On Feb. 28, ISIS withdrew from the strategic border town of Azaz, which was then taken by Jabhat al-Akrad, the Northern Storm Brigade and Liwa al-Tawhid.

Initially, the FSA had participated in blockades against Kobani and Afrin, but things have changed. Although Jabhat al-Akrad was originally part of FSA’s military council in Aleppo, it was expelled last summer over allegations of working with the PKK and the Syrian regime.

“Actually, Jabhat al-Akrad is part of the PYD militia, nothing more than that,” said Abdulbaqi Yousef, a member of the Kurdish Unity Party, a PYD rival. “We consider those areas [Kobani and Afrin] as Kurdistani areas and Arabs. Kurds and other minorities should be given their rights there,” said Yousef.

YPG spokesperson Redur Xelil told Al-Monitor that the YPG considers Jabhat al-Akrad as “true revolutionary forces inside the Free Syrian Army. In Aleppo, they fought against the regime. We have good relations with Jabhat al-Akrad. They support us, and we support them. We are different entities, and we are different forces.”

When the Jabhat al-Akrad fighter Mohammed Ziad was buried in Afrin on March 3, YPG fighters were present at the funeral. Nonetheless, FSA rebels say that Jabhat al-Akrad is not part of the YPG or PKK to avoid controversy, as they still believe the YPG works with the Syrian regime, despite clashes in Qamishli between the regime and the YPG on March 11.
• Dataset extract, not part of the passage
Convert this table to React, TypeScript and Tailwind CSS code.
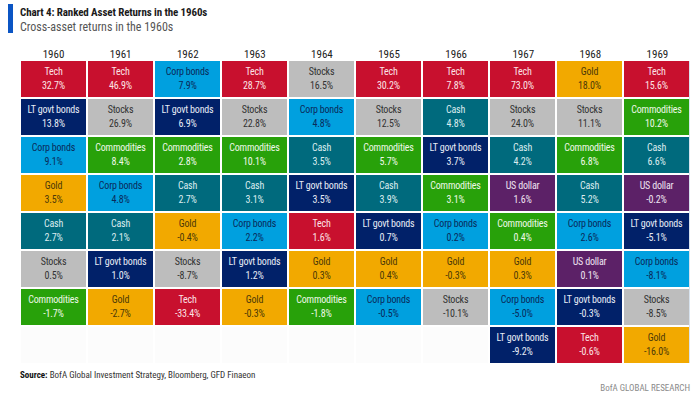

Rebel cooperation with the Kurds has prompted accusations by ISIS against the al-Qaeda affiliate Jabhat al-Nusra that it is working with the PKK and other non-Islamist groups. The ISIS has tried to use this as justification for suicide attacks against other jihadi groups and to damage their image among jihad proponents, suggesting that Nusra has no qualms about working with secular groups. 

A video from Raqqa released by ISIS shows a fighter from the FSA faction Liwa Thuwar al-Raqqa, previously affiliated with Jabhat al-Nusra, confessing to working with the PKK.

ISIS member Abu Dujana AlMuhajir asked on Twitter, “Was it Manbij or Jarabulus in mid Jan when Dawlah [ISIS] was defending against Jabhat Islamiyya [the Islamic Front], FSA, PKK and the gov all at once?” 

Meanwhile, Sheruan Hassan, a PYD member in Europe, denies that the Kurds are working with Jabhat al-Nusra. “We can never work together as a result of their ideology. Nusra was the first group to attack us in Serikaniye [Ras al-Ain].”

The YPG called for a dialogue among all sides after ISIS suicide bombers hit Qamishli on March 11, which coincided with clashes with the regime in Qamishli and attacks by the ISIS against Kobani and Afrin on the same day. It implored, “[We] call on the sides concerned, and in particular the Baathist regime, the armed men from ISIS, and all those who think of attacking these areas, to refrain from testing our response and to read what we truly indicated. Once again we stress the necessity for peaceful coexistence and brotherhood among all Syrian groups, and we will work by every means we can to ingrain this culture in every place we can.”